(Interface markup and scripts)
┌────────
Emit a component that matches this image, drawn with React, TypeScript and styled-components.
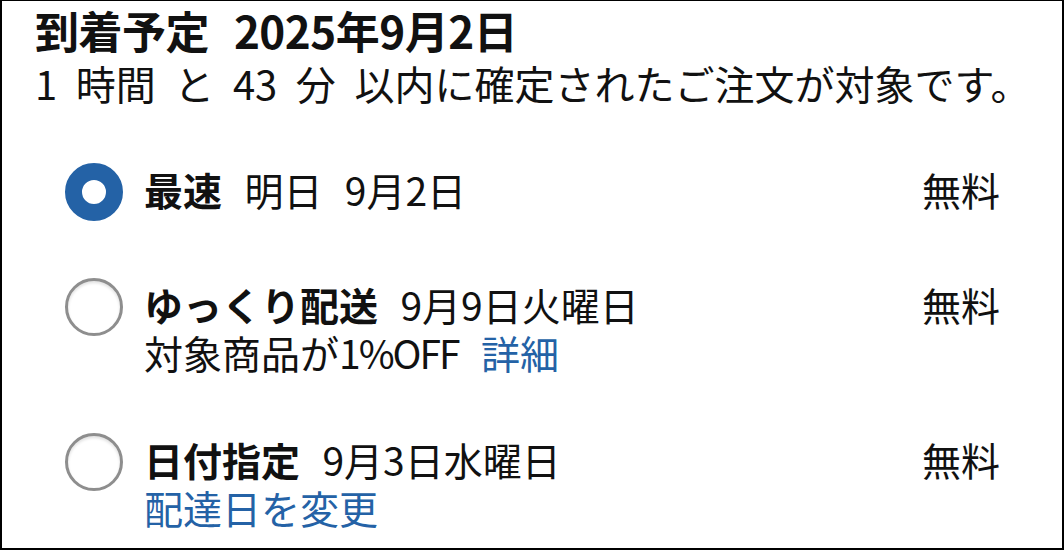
import React from 'react';
import styled, { createGlobalStyle } from 'styled-components';

const GlobalStyle = createGlobalStyle`
  html, body {
    margin: 0;
    padding: 0;
    background: #ffffff;
  }

  body {
    font-family: "Noto Sans CJK JP", "Noto Sans", sans-serif;
    color: #111111;
  }
`;

const blue = '#2462a6';

const Panel = styled.section`
  box-sizing: border-box;
  width: 1064px;
  height: 550px;
  padding: 1px 62px 0 33px;

  border: 2px solid #000000;
  border-top-width: 1px;
  background: #ffffff;
  overflow: hidden;
`;

const Title = styled.h1`
  margin: 0;

  font-size: 44px;
  font-weight: 700;
  line-height: 56px;
  letter-spacing: -0.5px;
  word-spacing: 0.35em;
`;

const Note = styled.p`
  margin: 0;

  font-size: 40px;
  font-weight: 400;
  line-height: 51px;
  white-space: nowrap;
  word-spacing: 0.24em;
`;

const Options = styled.ul`
  display: flex;
  flex-direction: column;
  gap: 57px;

  margin: 54px 0 0 30px;
  padding: 0;
  list-style: none;
`;

const Option = styled.li`
  display: flex;
  flex-direction: row;
  align-items: flex-start;
  gap: 21px;
`;

const Radio = styled.span<{ $checked?: boolean }>`
  box-sizing: border-box;
  flex: none;
  width: 58px;
  height: 58px;

  border-radius: 50%;
  background: #ffffff;
  border: ${(props) => (props.$checked ? `17.5px solid ${blue}` : '3px solid #8e8e8e')};
  box-shadow: ${(props) => (props.$checked ? 'none' : 'inset 0 2px 3px rgba(0, 0, 0, 0.12)')};
`;

const Body = styled.div`
  flex: 1;
  margin-top: 2px;
`;

const Line = styled.div`
  font-size: 39px;
  line-height: 48px;
  white-space: nowrap;
  word-spacing: 0.35em;
`;

const Name = styled.strong`
  font-weight: 700;
`;

const Latin = styled.span`
  letter-spacing: -2px;
`;

const Link = styled.span`
  color: ${blue};
`;

const Price = styled.span`
  flex: none;
  margin-top: 2px;

  font-size: 39px;
  line-height: 48px;
`;

interface DeliveryOption {
  name: string;
  date: string;
  price: string;
  checked?: boolean;
  sub?: React.ReactNode;
}

const options: Array<DeliveryOption> = [
  { name: '最速', date: '明日 9月2日', price: '無料', checked: true },
  {
    name: 'ゆっくり配送',
    date: '9月9日火曜日',
    price: '無料',
    sub: (
      <>
        対象商品が<Latin>1%OFF</Latin> <Link>詳細</Link>
      </>
    ),
  },
  {
    name: '日付指定',
    date: '9月3日水曜日',
    price: '無料',
    sub: <Link>配達日を変更</Link>,
  },
];

const App = () => {
  return (
    <>
      <GlobalStyle />
      <Panel>
        <Title>到着予定 2025年9月2日</Title>
        <Note>1 時間 と 43 分 以内に確定されたご注文が対象です。</Note>
        <Options>
          {options.map((el, i) => (
            <Option key={i}>
              <Radio $checked={el.checked} />
              <Body>
                <Line>
                  <Name>{el.name}</Name> {el.date}
                </Line>
                {el.sub && <Line>{el.sub}</Line>}
              </Body>
              <Price>{el.price}</Price>
            </Option>
          ))}
        </Options>
      </Panel>
    </>
  );
};

export default App;
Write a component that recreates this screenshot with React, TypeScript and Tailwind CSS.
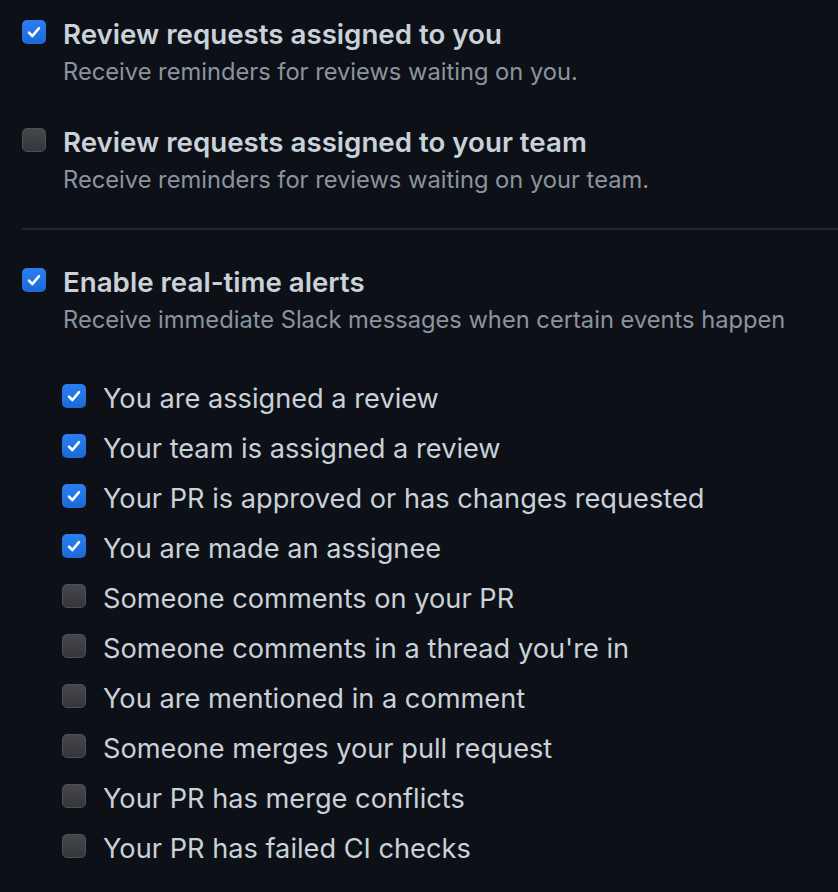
import React from "react";

const Box = ({ checked }: { checked: boolean }) =>
  checked ? (
    <div className="w-6 h-6 shrink-0 rounded-[5px] bg-gradient-to-b from-[#2b7ff2] to-[#1b69d6] flex items-center justify-center">
      <svg width="16" height="16" viewBox="0 0 16 16" fill="none">
        <path
          d="M3 8.6 L6.4 12 L13 4.2"
          stroke="white"
          strokeWidth="2.6"
          strokeLinecap="round"
          strokeLinejoin="round"
        />
      </svg>
    </div>
  ) : (
    <div className="w-6 h-6 shrink-0 rounded-[5px] bg-gradient-to-b from-[#45474c] to-[#34363a] border border-[#4d5056]" />
  );

const Option = ({
  checked,
  title,
  desc,
}: {
  checked: boolean;
  title: string;
  desc: string;
}) => (
  <div className="flex gap-[18px]">
    <div className="pt-[6px]">
      <Box checked={checked} />
    </div>
    <div className="-ml-px">
      <div className="text-[27.7px] leading-[40px] font-semibold text-[#c9d1d9]">{title}</div>
      <div className="text-[23.7px] leading-[36px] text-[#8b949e]">{desc}</div>
    </div>
  </div>
);

const alerts: [boolean, string][] = [
  [true, "You are assigned a review"],
  [true, "Your team is assigned a review"],
  [true, "Your PR is approved or has changes requested"],
  [true, "You are made an assignee"],
  [false, "Someone comments on your PR"],
  [false, "Someone comments in a thread you're in"],
  [false, "You are mentioned in a comment"],
  [false, "Someone merges your pull request"],
  [false, "Your PR has merge conflicts"],
  [false, "Your PR has failed CI checks"],
];

export default function App() {
  return (
    <div
      className="min-h-screen w-full bg-[#0d1117] pl-[22px] pt-[14px] pb-5"
      style={{ fontFamily: "Inter, 'Noto Sans', sans-serif" }}
    >
      <Option
        checked
        title="Review requests assigned to you"
        desc="Receive reminders for reviews waiting on you."
      />
      <div className="mt-8">
        <Option
          checked={false}
          title="Review requests assigned to your team"
          desc="Receive reminders for reviews waiting on your team."
        />
      </div>
      <div className="mt-[30px] h-[2px] bg-[#21262d]" />
      <div className="mt-8">
        <Option
          checked
          title="Enable real-time alerts"
          desc="Receive immediate Slack messages when certain events happen"
        />
      </div>
      <div className="mt-[36px] pl-10 flex flex-col">
        {alerts.map(([c, label]) => (
          <div key={label} className="h-[50px] flex items-center gap-[17px]">
            <div className="-mt-[6px]">
              <Box checked={c} />
            </div>
            <span className="text-[27.2px] text-[#c9d1d9]">{label}</span>
          </div>
        ))}
      </div>
    </div>
  );
}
└────────
Goal: Your task is to retype all the entries exactly and leave out any pictures.

Task solution:
Emit a component that matches this image, drawn with React, TypeScript and styled-components.
import React from 'react';
import styled, { createGlobalStyle } from 'styled-components';

const GlobalStyle = createGlobalStyle`
  html, body {
    margin: 0;
    padding: 0;
    background: #ffffff;
  }

  body {
    font-family: "Noto Sans CJK JP", "Noto Sans", sans-serif;
    color: #111111;
  }
`;

const blue = '#2462a6';

const Panel = styled.section`
  box-sizing: border-box;
  width: 1064px;
  height: 550px;
  padding: 1px 62px 0 33px;

  border: 2px solid #000000;
  border-top-width: 1px;
  background: #ffffff;
  overflow: hidden;
`;

const Title = styled.h1`
  margin: 0;

  font-size: 44px;
  font-weight: 700;
  line-height: 56px;
  letter-spacing: -0.5px;
  word-spacing: 0.35em;
`;

const Note = styled.p`
  margin: 0;

  font-size: 40px;
  font-weight: 400;
  line-height: 51px;
  white-space: nowrap;
  word-spacing: 0.24em;
`;

const Options = styled.ul`
  display: flex;
  flex-direction: column;
  gap: 57px;

  margin: 54px 0 0 30px;
  padding: 0;
  list-style: none;
`;

const Option = styled.li`
  display: flex;
  flex-direction: row;
  align-items: flex-start;
  gap: 21px;
`;

const Radio = styled.span<{ $checked?: boolean }>`
  box-sizing: border-box;
  flex: none;
  width: 58px;
  height: 58px;

  border-radius: 50%;
  background: #ffffff;
  border: ${(props) => (props.$checked ? `17.5px solid ${blue}` : '3px solid #8e8e8e')};
  box-shadow: ${(props) => (props.$checked ? 'none' : 'inset 0 2px 3px rgba(0, 0, 0, 0.12)')};
`;

const Body = styled.div`
  flex: 1;
  margin-top: 2px;
`;

const Line = styled.div`
  font-size: 39px;
  line-height: 48px;
  white-space: nowrap;
  word-spacing: 0.35em;
`;

const Name = styled.strong`
  font-weight: 700;
`;

const Latin = styled.span`
  letter-spacing: -2px;
`;

const Link = styled.span`
  color: ${blue};
`;

const Price = styled.span`
  flex: none;
  margin-top: 2px;

  font-size: 39px;
  line-height: 48px;
`;

interface DeliveryOption {
  name: string;
  date: string;
  price: string;
  checked?: boolean;
  sub?: React.ReactNode;
}

const options: Array<DeliveryOption> = [
  { name: '最速', date: '明日 9月2日', price: '無料', checked: true },
  {
    name: 'ゆっくり配送',
    date: '9月9日火曜日',
    price: '無料',
    sub: (
      <>
        対象商品が<Latin>1%OFF</Latin> <Link>詳細</Link>
      </>
    ),
  },
  {
    name: '日付指定',
    date: '9月3日水曜日',
    price: '無料',
    sub: <Link>配達日を変更</Link>,
  },
];

const App = () => {
  return (
    <>
      <GlobalStyle />
      <Panel>
        <Title>到着予定 2025年9月2日</Title>
        <Note>1 時間 と 43 分 以内に確定されたご注文が対象です。</Note>
        <Options>
          {options.map((el, i) => (
            <Option key={i}>
              <Radio $checked={el.checked} />
              <Body>
                <Line>
                  <Name>{el.name}</Name> {el.date}
                </Line>
                {el.sub && <Line>{el.sub}</Line>}
              </Body>
              <Price>{el.price}</Price>
            </Option>
          ))}
        </Options>
      </Panel>
    </>
  );
};

export default App;
Write a component that recreates this screenshot with React, TypeScript and Tailwind CSS.
import React from "react";

const Box = ({ checked }: { checked: boolean }) =>
  checked ? (
    <div className="w-6 h-6 shrink-0 rounded-[5px] bg-gradient-to-b from-[#2b7ff2] to-[#1b69d6] flex items-center justify-center">
      <svg width="16" height="16" viewBox="0 0 16 16" fill="none">
        <path
          d="M3 8.6 L6.4 12 L13 4.2"
          stroke="white"
          strokeWidth="2.6"
          strokeLinecap="round"
          strokeLinejoin="round"
        />
      </svg>
    </div>
  ) : (
    <div className="w-6 h-6 shrink-0 rounded-[5px] bg-gradient-to-b from-[#45474c] to-[#34363a] border border-[#4d5056]" />
  );

const Option = ({
  checked,
  title,
  desc,
}: {
  checked: boolean;
  title: string;
  desc: string;
}) => (
  <div className="flex gap-[18px]">
    <div className="pt-[6px]">
      <Box checked={checked} />
    </div>
    <div className="-ml-px">
      <div className="text-[27.7px] leading-[40px] font-semibold text-[#c9d1d9]">{title}</div>
      <div className="text-[23.7px] leading-[36px] text-[#8b949e]">{desc}</div>
    </div>
  </div>
);

const alerts: [boolean, string][] = [
  [true, "You are assigned a review"],
  [true, "Your team is assigned a review"],
  [true, "Your PR is approved or has changes requested"],
  [true, "You are made an assignee"],
  [false, "Someone comments on your PR"],
  [false, "Someone comments in a thread you're in"],
  [false, "You are mentioned in a comment"],
  [false, "Someone merges your pull request"],
  [false, "Your PR has merge conflicts"],
  [false, "Your PR has failed CI checks"],
];

export default function App() {
  return (
    <div
      className="min-h-screen w-full bg-[#0d1117] pl-[22px] pt-[14px] pb-5"
      style={{ fontFamily: "Inter, 'Noto Sans', sans-serif" }}
    >
      <Option
        checked
        title="Review requests assigned to you"
        desc="Receive reminders for reviews waiting on you."
      />
      <div className="mt-8">
        <Option
          checked={false}
          title="Review requests assigned to your team"
          desc="Receive reminders for reviews waiting on your team."
        />
      </div>
      <div className="mt-[30px] h-[2px] bg-[#21262d]" />
      <div className="mt-8">
        <Option
          checked
          title="Enable real-time alerts"
          desc="Receive immediate Slack messages when certain events happen"
        />
      </div>
      <div className="mt-[36px] pl-10 flex flex-col">
        {alerts.map(([c, label]) => (
          <div key={label} className="h-[50px] flex items-center gap-[17px]">
            <div className="-mt-[6px]">
              <Box checked={c} />
            </div>
            <span className="text-[27.2px] text-[#c9d1d9]">{label}</span>
          </div>
        ))}
      </div>
    </div>
  );
}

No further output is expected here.